◆ **Short task**
Extract the full listing below without altering a single character.

--------------------------------------------------

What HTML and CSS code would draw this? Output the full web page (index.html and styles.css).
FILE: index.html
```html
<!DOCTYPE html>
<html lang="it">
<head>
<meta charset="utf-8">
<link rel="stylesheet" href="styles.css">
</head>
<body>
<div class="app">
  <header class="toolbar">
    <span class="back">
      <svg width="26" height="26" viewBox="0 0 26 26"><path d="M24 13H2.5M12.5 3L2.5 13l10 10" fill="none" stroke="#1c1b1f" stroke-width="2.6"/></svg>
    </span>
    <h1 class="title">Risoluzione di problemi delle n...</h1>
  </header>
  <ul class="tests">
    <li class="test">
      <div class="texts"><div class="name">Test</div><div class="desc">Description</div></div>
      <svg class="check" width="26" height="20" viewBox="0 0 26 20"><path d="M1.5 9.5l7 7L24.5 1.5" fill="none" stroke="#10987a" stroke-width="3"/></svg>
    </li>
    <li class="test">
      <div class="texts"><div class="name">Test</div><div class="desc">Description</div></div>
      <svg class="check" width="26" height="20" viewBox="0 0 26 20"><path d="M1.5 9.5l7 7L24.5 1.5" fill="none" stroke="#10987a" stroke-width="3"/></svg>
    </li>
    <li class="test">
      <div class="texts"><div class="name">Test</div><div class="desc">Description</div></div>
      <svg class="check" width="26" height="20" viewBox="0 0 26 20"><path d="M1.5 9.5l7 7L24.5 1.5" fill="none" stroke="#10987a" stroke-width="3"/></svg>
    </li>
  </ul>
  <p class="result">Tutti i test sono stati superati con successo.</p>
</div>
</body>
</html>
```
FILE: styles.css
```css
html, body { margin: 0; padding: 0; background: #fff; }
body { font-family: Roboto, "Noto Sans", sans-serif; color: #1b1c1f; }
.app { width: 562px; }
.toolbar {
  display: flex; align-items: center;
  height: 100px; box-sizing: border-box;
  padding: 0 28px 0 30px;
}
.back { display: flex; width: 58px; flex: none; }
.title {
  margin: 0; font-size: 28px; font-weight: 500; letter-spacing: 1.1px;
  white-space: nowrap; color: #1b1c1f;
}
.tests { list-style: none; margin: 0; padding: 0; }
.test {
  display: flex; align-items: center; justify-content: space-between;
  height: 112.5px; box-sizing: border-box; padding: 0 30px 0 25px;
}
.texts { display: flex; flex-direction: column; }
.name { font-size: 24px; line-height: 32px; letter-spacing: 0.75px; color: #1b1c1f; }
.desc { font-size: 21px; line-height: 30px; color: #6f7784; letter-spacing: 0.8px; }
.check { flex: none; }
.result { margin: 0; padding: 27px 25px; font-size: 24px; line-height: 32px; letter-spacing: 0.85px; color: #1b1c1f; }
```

--------------------------------------------------

◆ **Response to this exercise**
What HTML and CSS code would draw this? Output the full web page (index.html and styles.css).
FILE: index.html
```html
<!DOCTYPE html>
<html lang="it">
<head>
<meta charset="utf-8">
<link rel="stylesheet" href="styles.css">
</head>
<body>
<div class="app">
  <header class="toolbar">
    <span class="back">
      <svg width="26" height="26" viewBox="0 0 26 26"><path d="M24 13H2.5M12.5 3L2.5 13l10 10" fill="none" stroke="#1c1b1f" stroke-width="2.6"/></svg>
    </span>
    <h1 class="title">Risoluzione di problemi delle n...</h1>
  </header>
  <ul class="tests">
    <li class="test">
      <div class="texts"><div class="name">Test</div><div class="desc">Description</div></div>
      <svg class="check" width="26" height="20" viewBox="0 0 26 20"><path d="M1.5 9.5l7 7L24.5 1.5" fill="none" stroke="#10987a" stroke-width="3"/></svg>
    </li>
    <li class="test">
      <div class="texts"><div class="name">Test</div><div class="desc">Description</div></div>
      <svg class="check" width="26" height="20" viewBox="0 0 26 20"><path d="M1.5 9.5l7 7L24.5 1.5" fill="none" stroke="#10987a" stroke-width="3"/></svg>
    </li>
    <li class="test">
      <div class="texts"><div class="name">Test</div><div class="desc">Description</div></div>
      <svg class="check" width="26" height="20" viewBox="0 0 26 20"><path d="M1.5 9.5l7 7L24.5 1.5" fill="none" stroke="#10987a" stroke-width="3"/></svg>
    </li>
  </ul>
  <p class="result">Tutti i test sono stati superati con successo.</p>
</div>
</body>
</html>
```
FILE: styles.css
```css
html, body { margin: 0; padding: 0; background: #fff; }
body { font-family: Roboto, "Noto Sans", sans-serif; color: #1b1c1f; }
.app { width: 562px; }
.toolbar {
  display: flex; align-items: center;
  height: 100px; box-sizing: border-box;
  padding: 0 28px 0 30px;
}
.back { display: flex; width: 58px; flex: none; }
.title {
  margin: 0; font-size: 28px; font-weight: 500; letter-spacing: 1.1px;
  white-space: nowrap; color: #1b1c1f;
}
.tests { list-style: none; margin: 0; padding: 0; }
.test {
  display: flex; align-items: center; justify-content: space-between;
  height: 112.5px; box-sizing: border-box; padding: 0 30px 0 25px;
}
.texts { display: flex; flex-direction: column; }
.name { font-size: 24px; line-height: 32px; letter-spacing: 0.75px; color: #1b1c1f; }
.desc { font-size: 21px; line-height: 30px; color: #6f7784; letter-spacing: 0.8px; }
.check { flex: none; }
.result { margin: 0; padding: 27px 25px; font-size: 24px; line-height: 32px; letter-spacing: 0.85px; color: #1b1c1f; }
```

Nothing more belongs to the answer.